Moreover, there is a code that pads the entities list when they are different, filling the list with None so that they have the same size. However, when test calls markdown.py, it happens an error because markdown tries to get an attribute in the dict and it fails because the object is None. The details are bellow:

#Code that pads entity list when they are different
test.py (line 226):
if entity_gold or predicted_entities:
  if len(entity_gold) > len(predicted_entities):
   predicted_entities = pad_list_to_size(predicted_entities, len(entity_gold), “None” )
 elif len(predicted_entities) > len(entity_gold):
  entity_gold = pad_list_to_size(entity_gold, len(predicted_entities), “None”)

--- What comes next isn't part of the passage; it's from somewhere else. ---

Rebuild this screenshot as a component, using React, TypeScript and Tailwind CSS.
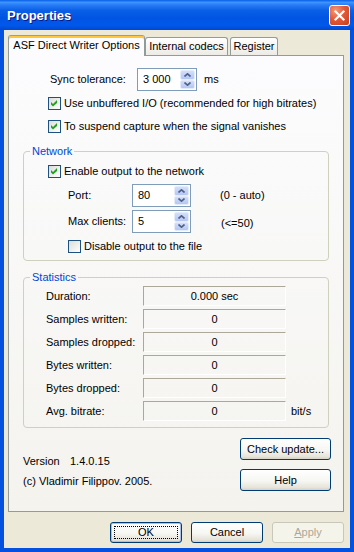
import type { ReactNode } from "react";

function CheckBox({ checked }: { checked: boolean }) {
    return (
        <span className="flex h-[13px] w-[13px] shrink-0 items-center justify-center border border-[#1C5180] bg-linear-to-br from-[#DCDCD7] to-white">
            {checked && (
                <svg width="11" height="11" viewBox="0 0 11 11">
                    <polygon points="2,4 4,6 8,2 8,5 4,8.5 2,6.5" fill="#21A121" />
                </svg>
            )}
        </span>
    );
}

function CheckRow({ checked, label, className }: { checked: boolean; label: string; className: string }) {
    return (
        <div className={`flex h-[13px] items-center gap-[3px] ${className}`}>
            <CheckBox checked={checked} />
            <span>{label}</span>
        </div>
    );
}

function SpinArrow({ up }: { up?: boolean }) {
    return (
        <span className="flex flex-1 items-center justify-center rounded-[2px] border border-[#E4ECFC] bg-linear-to-b from-[#D3DEFA] to-[#B4C6F3]">
            <svg width="7" height="4" viewBox="0 0 7 4">
                <polyline
                    points={up ? "0.5,3.5 3.5,0.8 6.5,3.5" : "0.5,0.5 3.5,3.2 6.5,0.5"}
                    fill="none"
                    stroke="#4D6185"
                    strokeWidth="1.6"
                />
            </svg>
        </span>
    );
}

function Spin({ value, className }: { value: string; className: string }) {
    return (
        <div className={`flex h-[23px] items-stretch border border-[#7F9DB9] bg-white ${className}`}>
            <span className="flex flex-1 items-center pl-[5px]">{value}</span>
            <div className="my-px mr-px flex w-[15px] flex-col">
                <SpinArrow up />
                <SpinArrow />
            </div>
        </div>
    );
}

function Group({ title, children, className }: { title: string; children: ReactNode; className: string }) {
    return (
        <fieldset className={`mx-[14px] rounded-[4px] border border-[#D0D0BF] ${className}`}>
            <legend className="ml-[6px] px-[2px] text-[#0046D5]">{title}</legend>
            {children}
        </fieldset>
    );
}

function StatRow({ label, value, unit }: { label: string; value: string; unit?: string }) {
    return (
        <div className="flex h-[20px] items-center">
            <span className="w-[119px] shrink-0 whitespace-nowrap pl-[22px]">{label}</span>
            <div className="flex h-[20px] w-[143px] items-center justify-center border border-t-[#ACA899] border-l-[#ACA899] border-r-white border-b-white">
                {value}
            </div>
            {unit && <span className="ml-[5px]">{unit}</span>}
        </div>
    );
}

function XpButton({ children, className }: { children: ReactNode; className: string }) {
    return (
        <button className={`relative flex items-center justify-center rounded-[3px] border border-[#003C74] bg-[linear-gradient(180deg,#FFFFFF_0%,#F6F6F2_55%,#E6E3D9_88%,#D6D0C5_100%)] ${className}`}>
            {children}
        </button>
    );
}

export default function App() {
    return (
        <div className="flex h-[552px] w-[354px] flex-col bg-[#0451E0] font-['Liberation_Sans',Arial,sans-serif] text-[11px] leading-[13px] text-black">
            {/* title bar */}
            <div className="flex h-[30px] shrink-0 items-center bg-[linear-gradient(180deg,#0A5FE8_0%,#3D95FF_8%,#2A7CF5_16%,#0A5FE6_35%,#0054E3_60%,#0058EA_85%,#0046D2_100%)] pl-[7px] pr-[4px]">
                <span className="flex-1 text-[13px] font-bold text-white [text-shadow:1px_1px_0_#0A1883]">Properties</span>
                <div className="flex h-[21px] w-[21px] items-center justify-center rounded-[3px] border border-white bg-[radial-gradient(circle_at_30%_25%,#F39A78_0%,#E2593A_45%,#C83E1C_100%)]">
                    <svg width="19" height="19" viewBox="0 0 19 19">
                        <path d="M5.5 5.5 L13.5 13.5 M13.5 5.5 L5.5 13.5" stroke="white" strokeWidth="2.2" strokeLinecap="square" />
                    </svg>
                </div>
            </div>

            {/* client area */}
            <div className="mx-[4px] mb-[4px] flex flex-1 flex-col bg-[#ECE9D8] pl-[4px] pr-[6px] pt-[5px] pb-[5px]">
                {/* tabs */}
                <div className="relative z-10 flex items-end">
                    <div className="-mb-px flex h-[21px] w-[137px] items-center justify-center rounded-t-[3px] border-x border-t border-x-[#919B9C] border-t-[#E68B2C] bg-[#FCFCFE] pb-[2px] shadow-[inset_0_2px_0_#FFC73C]">
                        ASF Direct Writer Options
                    </div>
                    <div className="flex h-[18px] w-[83px] items-center justify-center rounded-t-[3px] border-x border-t border-[#919B9C] bg-linear-to-b from-white to-[#ECEBE6]">
                        Internal codecs
                    </div>
                    <div className="ml-[2px] flex h-[18px] w-[48px] items-center justify-center rounded-t-[3px] border-x border-t border-[#919B9C] bg-linear-to-b from-white to-[#ECEBE6]">
                        Register
                    </div>
                </div>

                {/* panel */}
                <div className="flex flex-1 flex-col border border-[#919B9C] bg-linear-to-b from-[#FCFCFE] to-[#F4F3EE]">
                    <div className="mt-[12px] flex items-center pl-[41px]">
                        <span className="w-[87px]">Sync tolerance:</span>
                        <Spin value="3 000" className="w-[60px]" />
                        <span className="ml-[7px]">ms</span>
                    </div>
                    <CheckRow checked label="Use unbuffered I/O (recommended for high bitrates)" className="ml-[39px] mt-[6px]" />
                    <CheckRow checked label="To suspend capture when the signal vanishes" className="ml-[39px] mt-[10px]" />

                    <Group title="Network" className="mt-[12px] pb-[7px]">
                        <CheckRow checked label="Enable output to the network" className="ml-[24px] mt-[7px]" />
                        <div className="mt-[6px] flex items-center pl-[44px]">
                            <span className="w-[64px]">Port:</span>
                            <Spin value="80" className="w-[59px]" />
                            <span className="ml-[29px]">(0 - auto)</span>
                        </div>
                        <div className="mt-[3px] flex items-center pl-[44px]">
                            <span className="w-[64px]">Max clients:</span>
                            <Spin value="5" className="w-[59px]" />
                            <span className="ml-[30px] mt-[3px]">(&lt;=50)</span>
                        </div>
                        <CheckRow checked={false} label="Disable output to the file" className="ml-[44px] mt-[7px]" />
                    </Group>

                    <Group title="Statistics" className="mt-[10px] pb-[6px]">
                        <div className="mt-[2px] flex flex-col gap-[3px]">
                            <StatRow label="Duration:" value="0.000 sec" />
                            <StatRow label="Samples written:" value="0" />
                            <StatRow label="Samples dropped:" value="0" />
                            <StatRow label="Bytes written:" value="0" />
                            <StatRow label="Bytes dropped:" value="0" />
                            <StatRow label="Avg. bitrate:" value="0" unit="bit/s" />
                        </div>
                    </Group>

                    <div className="mt-[10px] flex pl-[14px] pr-[12px]">
                        <div className="flex flex-1 flex-col pt-[17px]">
                            <div className="flex">
                                <span className="w-[47px]">Version</span>
                                <span>1.4.0.15</span>
                            </div>
                            <span className="mt-[7px]">(c) Vladimir Filippov. 2005.</span>
                        </div>
                        <div className="flex w-[91px] flex-col gap-[9px]">
                            <XpButton className="h-[22px] w-[91px]">Check update...</XpButton>
                            <XpButton className="h-[22px] w-[91px]">Help</XpButton>
                        </div>
                    </div>
                </div>

                {/* dialog buttons */}
                <div className="mt-[10px] flex justify-end gap-[9px]">
                    <XpButton className="h-[21px] w-[72px] shadow-[inset_0_0_0_1px_#A7C0EC]">
                        <span className="absolute inset-[3px] border border-dotted border-black" />
                        OK
                    </XpButton>
                    <XpButton className="h-[21px] w-[72px]">Cancel</XpButton>
                    <button className="flex h-[21px] w-[72px] items-center justify-center rounded-[3px] border border-[#C9C7BA] bg-[#F5F4EA] text-[#ACA899]">
                        <span>
                            <span className="underline">A</span>pply
                        </span>
                    </button>
                </div>
            </div>
        </div>
    );
}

#Code that get sorted entities by ‘start’
#The problem is that ‘start’ does not exist in the padded list with None for some objects markdown.py (line 293):
entities = sorted(message.get(“entities”, []), key=lambda k: k[“start”])

We are using Rasa 1.1.4

Hi @alessandrarequena, if you think you’ve found a bug, please create a bug report on our github repo: https://github.com/RasaHQ/rasa/issues/new?assignees=&labels=bug&template=bug_report.md&title=

@alessandrarequena I’ve run into a similar issue here: Errors using `rasa test`

I’ve been able to prevent the code from throwing an error by creating a stub dict with value:

{‘start’: 0, ‘end’: 0, ‘entity’: ‘’, ‘value’: ‘’}

and then inserting that in place of “None”.

This allows the e2e tests to complete, but I’m not familiar enough with the metrics to know if this corrupts the results.

Let me know what you think. Thanks.